AI Code Review Roulette is a small QA survival test for the moment after an agent writes the pull request and before everyone pretends the green checkmark means safety. Paste a diff, or describe the change in plain English, then describe the test setup honestly: Playwright, unit tests, CI gates, visual checks, contract tests, and how much of the code came from an AI coding agent.
The tool returns a QA Survival Score from 0 to 100, a letter grade, and the three failure modes most likely to escape to production. It also pulls one randomized horror scenario from a bank of real bug classes: selector rot, missing production env vars, prompt-injected cleanup, retry storms, access-control gaps, migration risk, stale state, and the other classics that make QA teams sound cynical because they are usually correct.

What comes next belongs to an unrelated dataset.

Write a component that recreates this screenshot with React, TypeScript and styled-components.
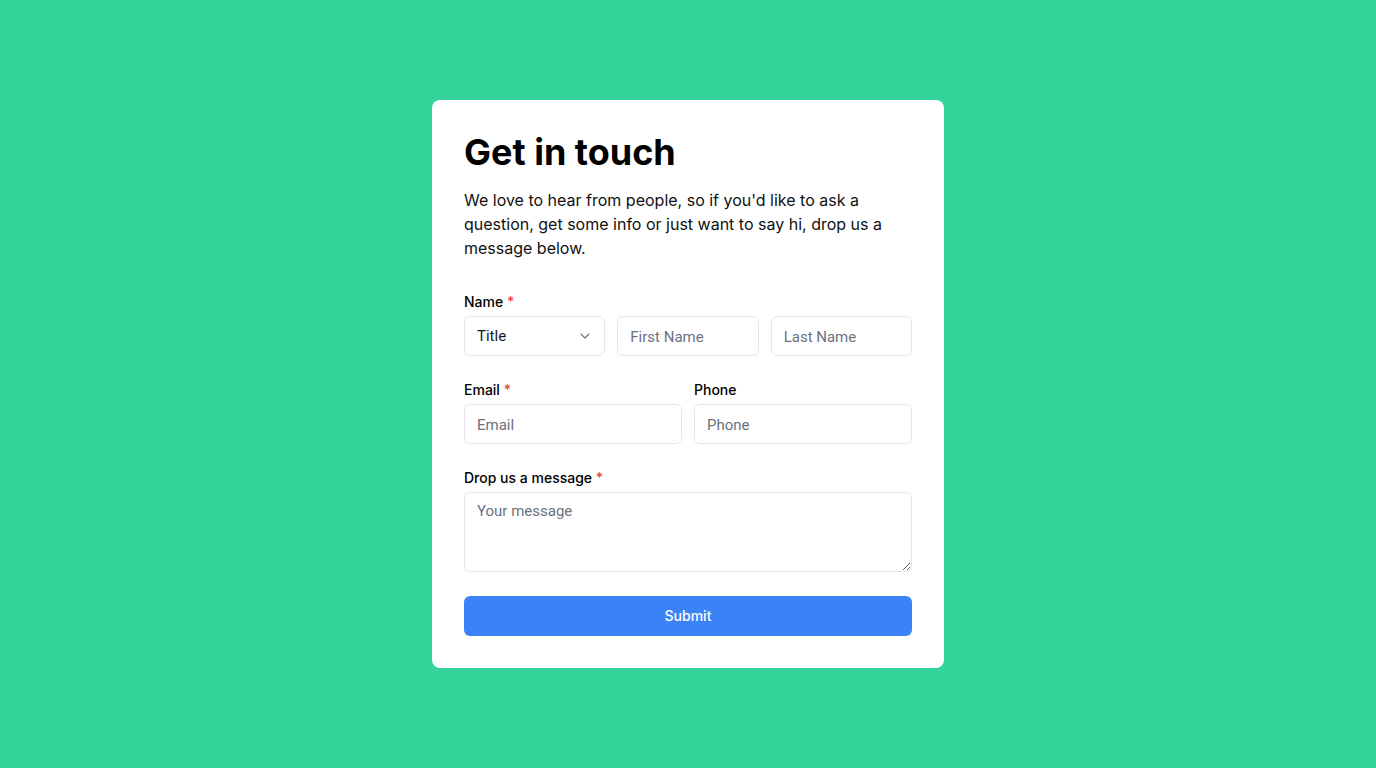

The score is intentionally legible. You can see the points gained for end-to-end coverage, CI gates, unit tests, contract checks, and accessibility passes, plus the penalties for large diffs, high AI-written percentages, auth-sensitive changes, schema edits, and thin test descriptions. That makes the loop useful instead of random: improve the coverage story, spin again, and watch the survival rate move.
Use it as an AI code review checklist before merging a vibe-coded PR, a quick prompt for deciding which tests to add, or a shareable risk card when a teammate says the agent already tested it. The wheel is sardonic, but the output is practical: merge, add tests, or send the PR back to the agent with a better assignment.